9. Columbus Monument - This is located just outside the train station at the corner of Paseo de Filipinos. The sculptor of the statue of Columbus was Antonio Susillo, of Seville. The statue of Columbus looks towards the New World and is guided by the statue of Faith. Both statues are on top of a globe, with a lion underneath the globe. These are flanked by four nude statues of allegorical characters. The monument was going to be sent to Havana, Cuba, for the 400th anniversary of the discovery of America at the end of the 19th century, but the Spanish American War of 1898 ended with Cuba getting its independence. Spain decided to keep the monument for Valladolid, where Columbus died.
10. Statue of Zorrilla - Jose Zorrilla y moral was a Romantic poet and dramatist, born in Valladolid in 1817, and died in 1893. In 1889 he received the title of Poet Laureate. The statue was done by Aurelio Carretero and the Plaza de Zorrilla has little fountains and is located in one of the most prominent places in the city, beside the Campo Grande.
11. Campo Grande - These are large gardens between the train station and the Plaza de Zorrilla, which were made in the 16th century. It started as a neoclassic garden, but was then transformed in 1877 into a Romantic type of garden. The garden is full of trees, fountains, flowers, and sculptures.
12. Plaza Mayor and Town Hall - The Plaza Mayor of Valladolid is considered one of the most beautiful plazas in Spain. The old town center was destroyed in a fire in 1561 and King Felipe II decided to have a new town center built. The designers were Francisco de Salamanca and Juan Bautista de Toledo. The plaza has a rectangular plan with a lot of space and the buildings surrounding it have a uniformity of appearance and have arcades. The town hall was started in 1892 and was designed by the architects Antonio Iturralde and Enrique Repulles y Vargas. It has two lateral towers and a portico in front, with a big patio inside. The building has important paintings by prominent artists.
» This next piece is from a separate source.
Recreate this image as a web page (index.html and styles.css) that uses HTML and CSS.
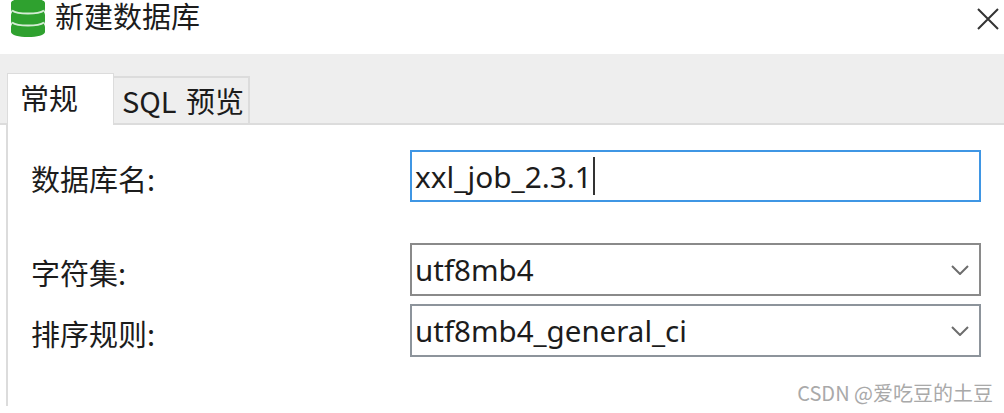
FILE: index.html
```html
<!DOCTYPE html>
<html lang="zh">
<head>
<meta charset="utf-8">
<title>新建数据库</title>
<link rel="stylesheet" href="styles.css">
</head>
<body>
<div class="dialog">
  <header class="titlebar">
    <svg class="db-icon" width="36" height="38" viewBox="0 0 36 38">
      <path class="db-body" d="M1 3C1 0 9-2 18-2S35 0 35 3V9C35 10 34.500 11 34 12C34.500 13 35 14 35 15V21C35 22 34.500 23 34 24C34.500 25 35 26 35 27V32C35 35 27 37 18 37S1 35 1 32V27C1 26 1.500 25 2 24C1.500 23 1 22 1 21V15C1 14 1.500 13 2 12C1.500 11 1 10 1 9Z"/>
      <path class="db-line" d="M2 10.500C8 14.500 28 14.500 34 10.500M2 22.500C8 26.500 28 26.500 34 22.500"/>
    </svg>
    <h1 class="title">新建数据库</h1>
    <svg class="close" width="22" height="22" viewBox="0 0 22 22">
      <path d="M1 1L21 21M21 1L1 21"/>
    </svg>
  </header>
  <nav class="tabstrip">
    <div class="tab tab-active">常规</div>
    <div class="tab tab-idle">SQL 预览</div>
  </nav>
  <main class="panel">
    <div class="row row-name">
      <label class="label">数据库名:</label>
      <div class="field field-focus"><span>xxl_job_2.3.1</span><i class="caret"></i></div>
    </div>
    <div class="row row-charset">
      <label class="label">字符集:</label>
      <div class="field"><span>utf8mb4</span>
        <svg class="chev" width="18" height="10" viewBox="0 0 18 10"><path d="M1 1L9 9L17 1"/></svg>
      </div>
    </div>
    <div class="row row-collate">
      <label class="label">排序规则:</label>
      <div class="field field-alt"><span>utf8mb4_general_ci</span>
        <svg class="chev" width="18" height="10" viewBox="0 0 18 10"><path d="M1 1L9 9L17 1"/></svg>
      </div>
    </div>
  </main>
  <div class="watermark">CSDN @爱吃豆的土豆</div>
</div>
</body>
</html>
```
FILE: styles.css
```css
* { box-sizing: border-box; }
html, body { margin: 0; padding: 0; background: #fff; }
body { width: 1004px; height: 413px; overflow: hidden; }
.dialog {
  position: relative;
  width: 1004px;
  height: 413px;
  font-family: "Noto Sans", "Noto Sans CJK SC", sans-serif;
  color: #1c1c1c;
}
.titlebar {
  height: 54px;
  display: flex;
  align-items: flex-start;
  padding-left: 10px;
}
.db-icon { flex: none; }
.db-body { fill: #2fa12f; }
.db-line { fill: none; stroke: #d5ecd5; stroke-width: 2; }
.title {
  margin: 2px 0 0 9px;
  font-size: 29px;
  font-weight: 400;
  line-height: 32px;
  flex: 1;
  font-family: "Liberation Sans", "Noto Sans CJK SC", sans-serif;
}
.close { flex: none; margin: 8px 5px 0 0; }
.close path { fill: none; stroke: #333; stroke-width: 2; }
.tabstrip {
  height: 71px;
  background: #eeeeee;
  border-bottom: 2px solid #dcdcdc;
  display: flex;
  align-items: flex-end;
  padding-left: 7px;
}
.tab {
  font-size: 29px;
  font-family: "Noto Sans CJK SC", sans-serif;
  display: flex;
  align-items: center;
}
.tab-active {
  width: 107px;
  height: 52px;
  margin-bottom: -2px;
  background: #fff;
  border: 1px solid #dcdcdc;
  border-bottom: 0;
  padding: 0 0 5px 12px;
}
.tab-idle {
  width: 136px;
  height: 47px;
  background: #eeeeee;
  border: 2px solid #dcdcdc;
  border-left: 0;
  border-bottom: 0;
  padding: 0 0 1px 8px;
  white-space: pre;
  word-spacing: 3px;
}
.panel {
  margin-left: 6px;
  height: 281px;
  border-left: 2px solid #dcdcdc;
  padding-top: 25px;
}
.row {
  display: grid;
  grid-template-columns: 403px 570px;
  align-items: center;
}
.row-charset { margin-top: 41px; }
.row-collate { margin-top: 8px; }
.label {
  padding-left: 23px;
  font-size: 29px;
  font-family: "Noto Sans CJK SC", sans-serif;
  padding-top: 4px;
}
.field {
  height: 53px;
  border: 2px solid #8a8a8a;
  display: flex;
  align-items: center;
  padding-left: 3px;
  margin-left: -1px;
  font-size: 29.5px;
  position: relative;
  background: #fff;
}
.field-alt { border-color: #8d949b; }
.field-focus { border-color: #3f96e4; height: 52px; font-size: 29.800px; }
.caret {
  display: block;
  width: 2px;
  height: 38px;
  background: #333;
  margin-left: 1px;
}
.chev { margin-left: auto; margin-right: 10px; }
.chev path { fill: none; stroke: #6d6d6d; stroke-width: 2; }
.watermark {
  position: absolute;
  right: 11px;
  top: 378px;
  font-size: 20px;
  color: #a9a9a9;
  font-family: "Noto Sans CJK SC", sans-serif;
}
```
13. Military Cavalry Academy - The Academia Militar de Caballeria was started in 1852 in the city, but burned down in 1915. The new building was started soon after that event and its model was the Palace of Monterrey of Salamanca, with a Renaissance design. The building is extremely beautiful and impressive, and is across the street from the Plaza de Zorrila.
14. Teatro Calderon de la Barca - This is the most important theater in Valladolid and was constructed in 1863 by the architect Jeronimo Ortiz de Urbina. Its decoration was done under the direction of Augusto Ferri, who did the Teatro Real of Madrid. Many prominent artists also worked on the building decoration. The facade has a classical look and is one of the most beautiful theaters in Spain.
15. University Building - The University of Valladolid was started in 1346. The building was augmented in the 16th century and reformed in the 18th century. The facade is monumental and has the style of the most opulent and decorative Baroque. Fray Pedro de la Visitacion worked on the facade, with the sculptor antonio Tome and his sons Narciso and Diego. The statue of Theology is in the center of the facade, on top of the portal, flanked by coats of arms of the King and one of the university. The building's last remodeling took place in 1968.
16. Palacio Real - The building was finished in 1527 by the architect Luis de Vega, royal architect of King Carlos V. The palace was first owned by Don Francisco de lo Cobos, the Marques de Camarasa and secretary to King Carlos V. The palace later passed to the Duque de Lerma, who sold it to King Felipe III. This king stayed in the palace in 1601 when his court was at Valladolid.
The city has 38 other churches and convents, so it is full of other cultural treasures. It is a place worth spending more time in.